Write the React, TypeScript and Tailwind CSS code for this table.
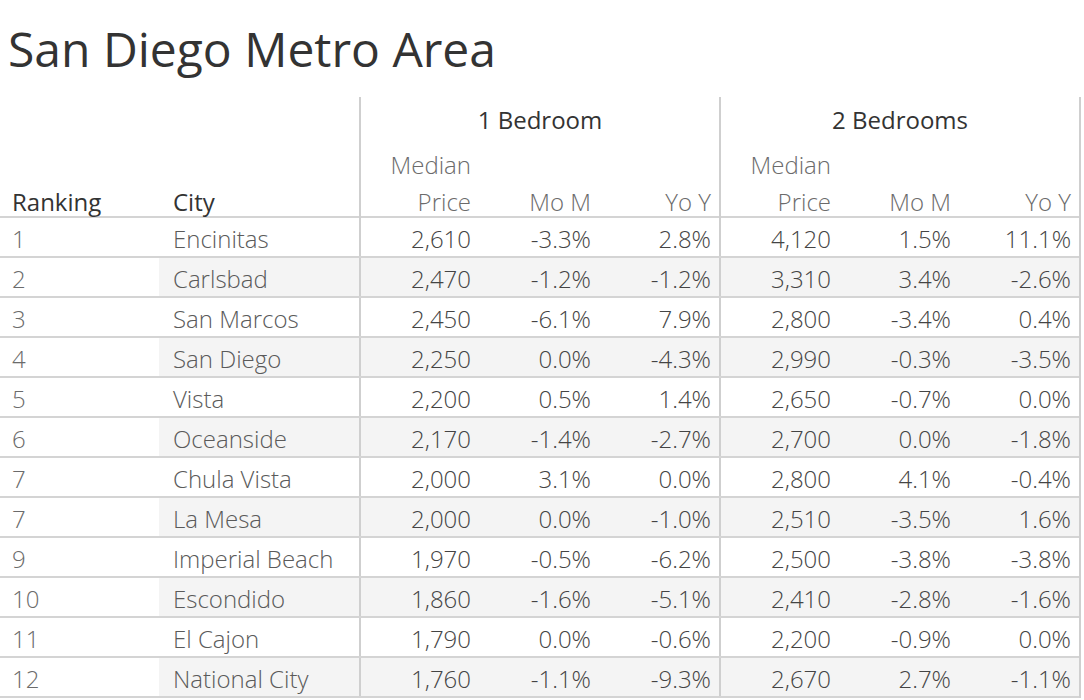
import React from "react";

const rows: string[][] = [
  ["1", "Encinitas", "2,610", "-3.3%", "2.8%", "4,120", "1.5%", "11.1%"],
  ["2", "Carlsbad", "2,470", "-1.2%", "-1.2%", "3,310", "3.4%", "-2.6%"],
  ["3", "San Marcos", "2,450", "-6.1%", "7.9%", "2,800", "-3.4%", "0.4%"],
  ["4", "San Diego", "2,250", "0.0%", "-4.3%", "2,990", "-0.3%", "-3.5%"],
  ["5", "Vista", "2,200", "0.5%", "1.4%", "2,650", "-0.7%", "0.0%"],
  ["6", "Oceanside", "2,170", "-1.4%", "-2.7%", "2,700", "0.0%", "-1.8%"],
  ["7", "Chula Vista", "2,000", "3.1%", "0.0%", "2,800", "4.1%", "-0.4%"],
  ["7", "La Mesa", "2,000", "0.0%", "-1.0%", "2,510", "-3.5%", "1.6%"],
  ["9", "Imperial Beach", "1,970", "-0.5%", "-6.2%", "2,500", "-3.8%", "-3.8%"],
  ["10", "Escondido", "1,860", "-1.6%", "-5.1%", "2,410", "-2.8%", "-1.6%"],
  ["11", "El Cajon", "1,790", "0.0%", "-0.6%", "2,200", "-0.9%", "0.0%"],
  ["12", "National City", "1,760", "-1.1%", "-9.3%", "2,670", "2.7%", "-1.1%"],
];

function Group({ label }: { label: string }) {
  return (
    <div className="flex w-[360px] flex-col border-l-2 border-[#cfcfcf]">
      <div className="flex h-[46px] items-center justify-center text-[24px] font-normal text-[#333]">
        {label}
      </div>
      <div className="flex flex-1 border-b-2 border-[#d4d4d4] text-[24px] font-light text-[#6b6b6b]">
        <div className="flex w-[118px] flex-col items-end justify-end gap-[9px] pr-[8px] leading-[28px]">
          <span>Median</span>
          <span>Price</span>
        </div>
        <div className="flex w-[120px] items-end justify-end pr-[8px] leading-[28px]">Mo M</div>
        <div className="flex w-[120px] items-end justify-end pr-[8px] leading-[28px]">Yo Y</div>
      </div>
    </div>
  );
}

export default function App() {
  return (
    <div
      className="h-[700px] w-[1084px] overflow-hidden bg-white"
      style={{ fontFamily: '"Open Sans", "Noto Sans", sans-serif' }}
    >
      <div className="h-[97px] pl-[8px] pt-[19px] text-[48px] leading-[60px] text-[#333]">
        San Diego Metro Area
      </div>
      <div className="flex h-[121px] w-[1081px] border-r-2 border-[#cfcfcf]">
        <div className="flex w-[359px] items-end border-b-2 border-[#d4d4d4] text-[24px] leading-[28px] text-[#333]">
          <div className="w-[159px] pl-[12px]">Ranking</div>
          <div className="w-[200px] pl-[14px]">City</div>
        </div>
        <Group label="1 Bedroom" />
        <Group label="2 Bedrooms" />
      </div>
      <div className="w-[1081px] border-r-2 border-[#cfcfcf] text-[24px] font-light">
        {rows.map((r, i) => {
          const shade = i % 2 === 1 ? "bg-[#f4f4f4]" : "bg-white";
          return (
            <div key={i} className="flex h-[40px] border-b-2 border-[#d4d4d4] leading-[30px]">
              <div className="flex w-[159px] items-center bg-white pl-[12px] pt-[4px] text-[#6b6b6b]">{r[0]}</div>
              <div className={`flex w-[200px] items-center pl-[14px] pt-[4px] text-[#5a5a5a] ${shade}`}>{r[1]}</div>
              {r.slice(2).map((v, j) => (
                <div
                  key={j}
                  className={`flex w-[120px] items-center justify-end pr-[8px] pt-[4px] text-[#444] ${shade} ${
                    j === 0 || j === 3 ? "border-l-2 border-[#cfcfcf]" : ""
                  }`}
                >
                  {v}
                </div>
              ))}
            </div>
          );
        })}
      </div>
    </div>
  );
}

-------

◆ **Your goal**:
Return only the lines from the start of the data through the line that contains "import React from", please, copying them exactly and omitting all pictures.

◆ **Response to this task**:
Write the React, TypeScript and Tailwind CSS code for this table.
import React from "react";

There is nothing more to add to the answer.